Capri B&B

Behind and beyond, curated by Adriana Rispoli

DESCRIPTION

Raffaela Mariniello and Eugenio Tibaldi are artists who don’t belong to the same generation, nor did they grow up in the same city; they also both depart from esthetics which are quite different. However their work has the same kind of starting-point and their research shows affinity, such as the fascination for the peripheries, the attention for the microcosmoses and an idea of beauty that overturns every common feeling.

 

The show in the Certosa is composed of 20 works, among these photographs, installations and collages. The greater part of it has been realized in a site-specific way. These works show a common reflection on the island of Capri, on its non-common beauties, on the relation between man and nature which elicits the myth that enwraps the island and whose aura legendarily continues to be nurtured by mass tourism which has also invested in this pearl of the Mediterranean. 

The artists, each in his/her own modus operandi, have worked on various aspects of the territory involving in their artistic processes the local communities. Eugenio Tilbaldi’s 46 bed places and Raffaela Mariniello’s Capri Teorema stand out in the show. The first one is installed in the Giardino del Priore is a real and truly monumental setting with a dual effect; its estethics and conceptual solemnity lie in the front, which has been painted in a masterly way, as much as it lie in the back where innocent tubes appear from the scaffolding. All this is a distinctive feature in the artist’s poetics which unveils the humble origins of the support. 46 bed places  exalts the concept of the exhibition offering the representation of Capri’s icon: the Faraglioni. Its myth has been increased by the travellers but at the same time favored by man’s work in a kind of maintenance/ support, both mental as  practical. 

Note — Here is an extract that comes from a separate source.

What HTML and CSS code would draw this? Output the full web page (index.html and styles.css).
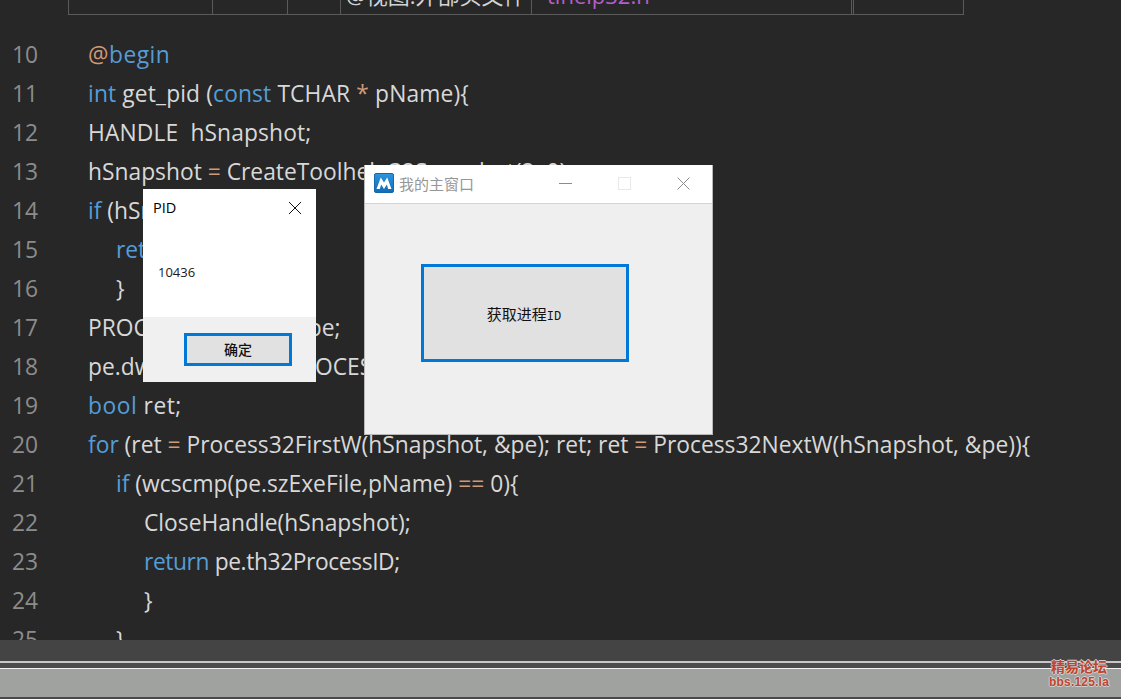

Tilbaldi’s work is faced with Raffaela Mariniello’s photographic installation Capri Teorema which is composed of 32 images in different sizes. It is a visual tale that runs through a Capri which is different than the Capri we know now. Mariniello shows her vision of the island that  passes through the more secret parts of the island, the ones less frequented by tourism and where as always in Mariniello’s work man is only in transit if we read his traces, for better or for worse. Clearly it is an abandoned Capri, object of a story at moonlight traced on the border of a seasonal landscape. Between surreal landscapes and abandoned travels stand out the incredible still lifes of the so-called spontaneous installations which are captured along the seafront and rural paths, micro surprise visits in a reality that seam to deceive that aspect of the myth, of the place of sweet desire and and many visitors.

The ideological and formal bond of the two artists is summarized in the work Capri B&B, a four handed work in which the typical intervention of deduction by means of the white paint of Eugenio Tibaldi takes place on a photo of Raffaela Mariniello. Her photo  depicts a subject which has attracted the attention of both artists: the Arco Naturale (natural arch), one of the more important symbols of the island and at this moment in restauration. Far from each controversy, this ‘upsetting’ work -both familiar and repelling, which subject definitely gets shifted becoming hereby an estranged landscape, a kind of meteor- is the symbol of the union between man and nature, of the commitment which is necessary to maintain this idealizing beauty.

The purpose of the exhibition Capri B&B – an acronym of behind & beyond is an obvious word play related to the low cost reception that has started to spread also in an exclusive place as Capri - is to offer to the public a vision that goes beyond the appearances. By means of a non-conventional look the artists unmask in an ironic way the scenic design thanks to which all is presented in such an extra ordinary perfect way. At the sometime it is a vision which highlighting the reality of man’s work, which off stage makes it possible.